> [WORK INSTRUCTIONS]:
Can you print the data exactly and leave out each image?

> [SUPPLIED DATA]:
_ _ _

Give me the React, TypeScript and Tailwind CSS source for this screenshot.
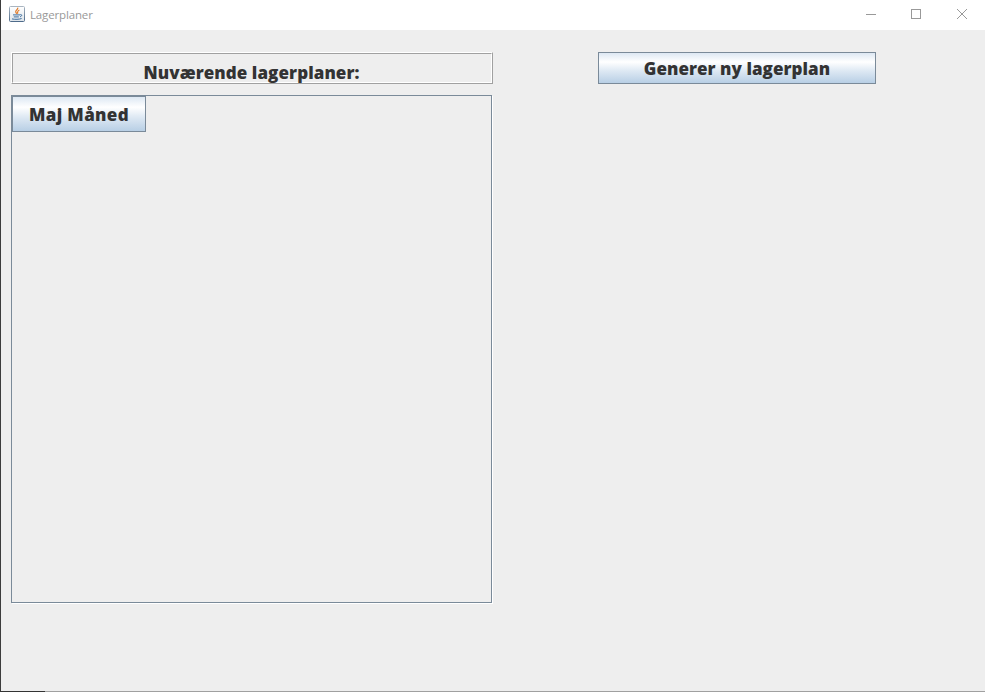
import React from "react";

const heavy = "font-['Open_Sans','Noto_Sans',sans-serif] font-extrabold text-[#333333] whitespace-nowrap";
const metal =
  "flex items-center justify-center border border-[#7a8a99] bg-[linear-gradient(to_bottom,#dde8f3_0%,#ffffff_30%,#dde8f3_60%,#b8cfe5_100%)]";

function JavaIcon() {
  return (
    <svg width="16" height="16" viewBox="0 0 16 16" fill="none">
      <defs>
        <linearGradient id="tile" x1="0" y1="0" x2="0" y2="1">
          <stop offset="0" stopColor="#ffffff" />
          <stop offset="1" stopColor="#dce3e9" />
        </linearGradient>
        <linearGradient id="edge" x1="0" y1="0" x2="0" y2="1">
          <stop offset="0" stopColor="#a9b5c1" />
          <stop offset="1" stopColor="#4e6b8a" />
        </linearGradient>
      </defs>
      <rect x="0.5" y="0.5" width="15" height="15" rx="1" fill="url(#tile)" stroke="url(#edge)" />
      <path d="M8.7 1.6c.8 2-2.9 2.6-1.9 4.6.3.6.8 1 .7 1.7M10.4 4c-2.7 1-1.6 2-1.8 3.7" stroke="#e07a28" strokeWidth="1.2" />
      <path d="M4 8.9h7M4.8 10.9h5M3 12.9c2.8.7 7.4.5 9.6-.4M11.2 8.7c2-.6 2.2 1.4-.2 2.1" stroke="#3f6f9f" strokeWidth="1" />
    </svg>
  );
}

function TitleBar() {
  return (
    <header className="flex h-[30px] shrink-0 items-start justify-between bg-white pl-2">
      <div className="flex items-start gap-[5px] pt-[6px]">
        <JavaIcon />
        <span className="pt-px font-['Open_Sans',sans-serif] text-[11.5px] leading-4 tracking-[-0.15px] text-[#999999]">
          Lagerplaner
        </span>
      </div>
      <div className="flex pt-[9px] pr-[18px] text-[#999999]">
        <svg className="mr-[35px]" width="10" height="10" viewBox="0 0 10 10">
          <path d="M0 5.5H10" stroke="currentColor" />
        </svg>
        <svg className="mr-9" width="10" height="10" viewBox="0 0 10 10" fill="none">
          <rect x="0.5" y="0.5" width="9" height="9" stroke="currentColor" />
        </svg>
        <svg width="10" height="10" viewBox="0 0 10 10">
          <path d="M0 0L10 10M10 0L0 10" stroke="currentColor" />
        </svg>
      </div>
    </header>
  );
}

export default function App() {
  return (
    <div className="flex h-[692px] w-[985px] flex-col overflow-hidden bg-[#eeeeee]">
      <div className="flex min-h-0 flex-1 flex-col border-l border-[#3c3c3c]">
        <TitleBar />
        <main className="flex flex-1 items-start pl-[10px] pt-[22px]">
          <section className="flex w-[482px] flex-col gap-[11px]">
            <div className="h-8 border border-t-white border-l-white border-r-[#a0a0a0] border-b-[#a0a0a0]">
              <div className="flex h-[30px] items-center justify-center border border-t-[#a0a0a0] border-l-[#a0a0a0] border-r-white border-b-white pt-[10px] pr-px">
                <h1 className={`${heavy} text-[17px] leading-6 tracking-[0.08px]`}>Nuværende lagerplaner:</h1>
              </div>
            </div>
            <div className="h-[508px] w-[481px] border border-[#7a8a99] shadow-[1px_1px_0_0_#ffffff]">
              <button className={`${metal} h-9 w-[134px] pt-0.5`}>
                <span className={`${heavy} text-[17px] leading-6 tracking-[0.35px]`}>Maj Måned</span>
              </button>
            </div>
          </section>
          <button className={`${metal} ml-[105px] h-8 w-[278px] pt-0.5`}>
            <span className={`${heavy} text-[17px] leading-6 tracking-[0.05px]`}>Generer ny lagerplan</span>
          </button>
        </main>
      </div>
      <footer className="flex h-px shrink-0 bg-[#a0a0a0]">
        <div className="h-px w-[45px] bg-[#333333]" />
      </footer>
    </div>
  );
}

_ _ _

> [OUTPUT BELOW]:
Give me the React, TypeScript and Tailwind CSS source for this screenshot.
import React from "react";

const heavy = "font-['Open_Sans','Noto_Sans',sans-serif] font-extrabold text-[#333333] whitespace-nowrap";
const metal =
  "flex items-center justify-center border border-[#7a8a99] bg-[linear-gradient(to_bottom,#dde8f3_0%,#ffffff_30%,#dde8f3_60%,#b8cfe5_100%)]";

function JavaIcon() {
  return (
    <svg width="16" height="16" viewBox="0 0 16 16" fill="none">
      <defs>
        <linearGradient id="tile" x1="0" y1="0" x2="0" y2="1">
          <stop offset="0" stopColor="#ffffff" />
          <stop offset="1" stopColor="#dce3e9" />
        </linearGradient>
        <linearGradient id="edge" x1="0" y1="0" x2="0" y2="1">
          <stop offset="0" stopColor="#a9b5c1" />
          <stop offset="1" stopColor="#4e6b8a" />
        </linearGradient>
      </defs>
      <rect x="0.5" y="0.5" width="15" height="15" rx="1" fill="url(#tile)" stroke="url(#edge)" />
      <path d="M8.7 1.6c.8 2-2.9 2.6-1.9 4.6.3.6.8 1 .7 1.7M10.4 4c-2.7 1-1.6 2-1.8 3.7" stroke="#e07a28" strokeWidth="1.2" />
      <path d="M4 8.9h7M4.8 10.9h5M3 12.9c2.8.7 7.4.5 9.6-.4M11.2 8.7c2-.6 2.2 1.4-.2 2.1" stroke="#3f6f9f" strokeWidth="1" />
    </svg>
  );
}

function TitleBar() {
  return (
    <header className="flex h-[30px] shrink-0 items-start justify-between bg-white pl-2">
      <div className="flex items-start gap-[5px] pt-[6px]">
        <JavaIcon />
        <span className="pt-px font-['Open_Sans',sans-serif] text-[11.5px] leading-4 tracking-[-0.15px] text-[#999999]">
          Lagerplaner
        </span>
      </div>
      <div className="flex pt-[9px] pr-[18px] text-[#999999]">
        <svg className="mr-[35px]" width="10" height="10" viewBox="0 0 10 10">
          <path d="M0 5.5H10" stroke="currentColor" />
        </svg>
        <svg className="mr-9" width="10" height="10" viewBox="0 0 10 10" fill="none">
          <rect x="0.5" y="0.5" width="9" height="9" stroke="currentColor" />
        </svg>
        <svg width="10" height="10" viewBox="0 0 10 10">
          <path d="M0 0L10 10M10 0L0 10" stroke="currentColor" />
        </svg>
      </div>
    </header>
  );
}

export default function App() {
  return (
    <div className="flex h-[692px] w-[985px] flex-col overflow-hidden bg-[#eeeeee]">
      <div className="flex min-h-0 flex-1 flex-col border-l border-[#3c3c3c]">
        <TitleBar />
        <main className="flex flex-1 items-start pl-[10px] pt-[22px]">
          <section className="flex w-[482px] flex-col gap-[11px]">
            <div className="h-8 border border-t-white border-l-white border-r-[#a0a0a0] border-b-[#a0a0a0]">
              <div className="flex h-[30px] items-center justify-center border border-t-[#a0a0a0] border-l-[#a0a0a0] border-r-white border-b-white pt-[10px] pr-px">
                <h1 className={`${heavy} text-[17px] leading-6 tracking-[0.08px]`}>Nuværende lagerplaner:</h1>
              </div>
            </div>
            <div className="h-[508px] w-[481px] border border-[#7a8a99] shadow-[1px_1px_0_0_#ffffff]">
              <button className={`${metal} h-9 w-[134px] pt-0.5`}>
                <span className={`${heavy} text-[17px] leading-6 tracking-[0.35px]`}>Maj Måned</span>
              </button>
            </div>
          </section>
          <button className={`${metal} ml-[105px] h-8 w-[278px] pt-0.5`}>
            <span className={`${heavy} text-[17px] leading-6 tracking-[0.05px]`}>Generer ny lagerplan</span>
          </button>
        </main>
      </div>
      <footer className="flex h-px shrink-0 bg-[#a0a0a0]">
        <div className="h-px w-[45px] bg-[#333333]" />
      </footer>
    </div>
  );
}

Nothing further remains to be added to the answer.